If $Ax=b$ and $Ay=b$, how do I show $A((1-t)x+ty)=b$ for all $t\in \mathbb R$?

Question

If $Ax=b$ and $Ay=b$, how do I show $A((1-t)x+ty)=b$, $t\in \mathbb R$ ? How do I show that if a system of linear equations has more than one solution then it has infinitely many solutions?

Answer 1

$Ax = b = Ay, \tag 1$

so

$A((1 - t)x + ty) = (1 - t)Ax + tAy = (1 - t)b + tb = b - tb + tb = b. \tag 2$

This shows that if the system(s) (1) has more than one solution, i.e., $x \ne y$, then it has a continuum of solutions.

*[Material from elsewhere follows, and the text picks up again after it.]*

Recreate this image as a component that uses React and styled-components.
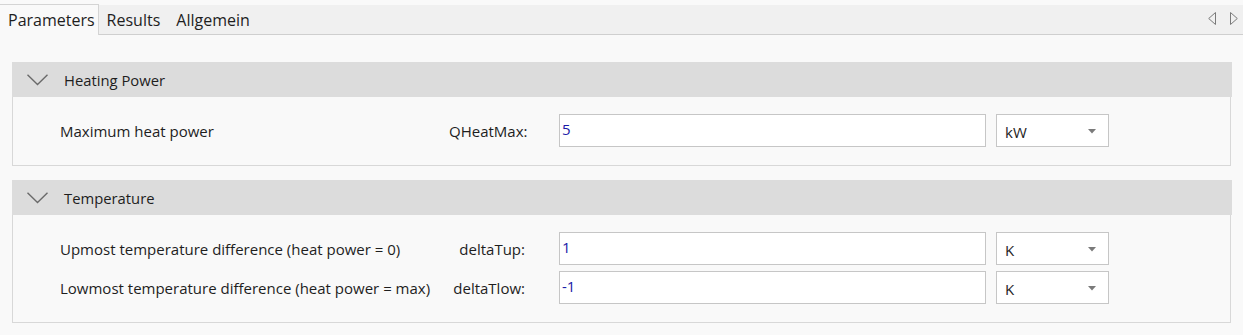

Note Added in Edit, Thursday 22 March 2018 9:18 AM PST: This note is in response to our OP Daniel Troncoso's question posted in a comment to this answer, asking why this answer shows the system has infinitely many solutions. Given the two solutions $x \ne y$ of (1), we first look at the case $x$ and$y$ linearly independent; if they are, the the map

$t \to (1 - t)x + ty, \; t \in \Bbb R, \tag 3$

is injective, since if for $t_1, t_2 \in \Bbb R$ we have

$(1 - t_1)x + t_1 y = (1 - t_2)x + t_2 y; \tag 4$

then

$(t_2 - t_1)x + (t_1 - t_2)y = 0; \tag 5$

the linear independence of $x$ and $y$ now forces

$t_2 - t_1 = 0 \Longrightarrow t_1 = t_2, \tag 6$

establishing the injectivity of (3); this means each $t \in \Bbb R$ maps to a unique $(1 - t)x + ty$, so the set

$\{(1 - t)x + ty \mid t \in \Bbb R \} \tag 7$

has the same cardinality as $\Bbb R$, and there are an uncountable infinity of solutions in this case. Now suppose $x$ and $y$ are linearly dependent; we break this case down into subcases according to whether one of $x$, $y$ is zero or not. If, say $x = 0$, then $y \ne 0$ since by assumption $x \ne y$; then the map

$t \to (1 - t) x + ty = ty, \tag 8$

and it is easy to see this is injective. Also, from $x = 0$ we have

$b = Ax = A(0) = 0, \tag 9$

so

$Ay = b = 0, \tag{10}$

whence

$A(ty) = tAy = 0, \tag{11}$

which gives us another way of seeing that the set $\{ty \mid t \in \Bbb R \}$ consists of solutions to (1), and that there are thus an uncountable infinity of same. Of course, the situation $y = 0 \ne x$ can be handled in the same fashion, with the same conclusion, so we are left with the case $x \ne 0 \ne y$; since $x$ and $y$ are assumed linearly dependent, there are $\alpha, \beta \in \Bbb R$, not both zero, with

$\alpha x + \beta y = 0; \tag{12}$

in fact, we must have $\alpha \ne 0 \ne \beta$, since if, say $\beta = 0$ then

$\alpha x = 0, \tag{13}$

which implies, since $\alpha \ne 0$,

$x = 0, \tag{14}$

a contradiction. If instead we had taken $\alpha = 0 \ne \beta$, we would obtain the also prohibited result $y = 0$; therefore we must have $\alpha \ne 0 \ne \beta$ and (12) may be written

$y = -\dfrac{\alpha}{\beta} x = c x, \; c \ne 0, \tag{15}$

that is, $x$ and $y$ are co-linear. The map (3) may now be written

$t \to (1 - t)x + ty = (1 - t)x + tcx = (1 - t + tc)x = (1 + (c - 1)t)x; \tag{16}$

then

$(1 + (c -1)t_1)x = (1 + (c - 1)t_2)x \Longrightarrow x + (c - 1)t_1 x = x + (c - 1)t_2 x$ $\Longrightarrow (c - 1) t_1 x = (c -1) t_2 x \Longrightarrow t_1x = t_2 x $ $\Longrightarrow (t_1 - t_2) x = 0 \Longrightarrow t_1 - t_2 = 0 \Longrightarrow t_1 = t_2, \tag{17}$

which shows that the map (3) is injective when $x$ and $y$ are linearly dependent as well; thus the solution set

$\{(1 + (c - 1)t)x \} \tag{18}$

has the cardinality of the continuum. We have thus covered all cases, and in each one there is a one-one mapping 'twixt $\Bbb R$ and the space of solutions, which are then infinite in number. End of Note.

Answer 2

If you have $Ax=b$ and $Ay=b$ you obviously have $Ax -A y = b-b=0$. This reduces to $A(x-y)=0$. Let's say $q:=(x-y)$.

Since this is a linear system, you can scale $q$ with any real number you like, to get an equally scaled solution on the right hand side. Therefor it holds $A\cdot(t q) =0$. Therefore you have $Ax + A(tq) =b+0 \Leftrightarrow A(x+tq)=b$. This holds for all possible values of $t$, therefore infitly many.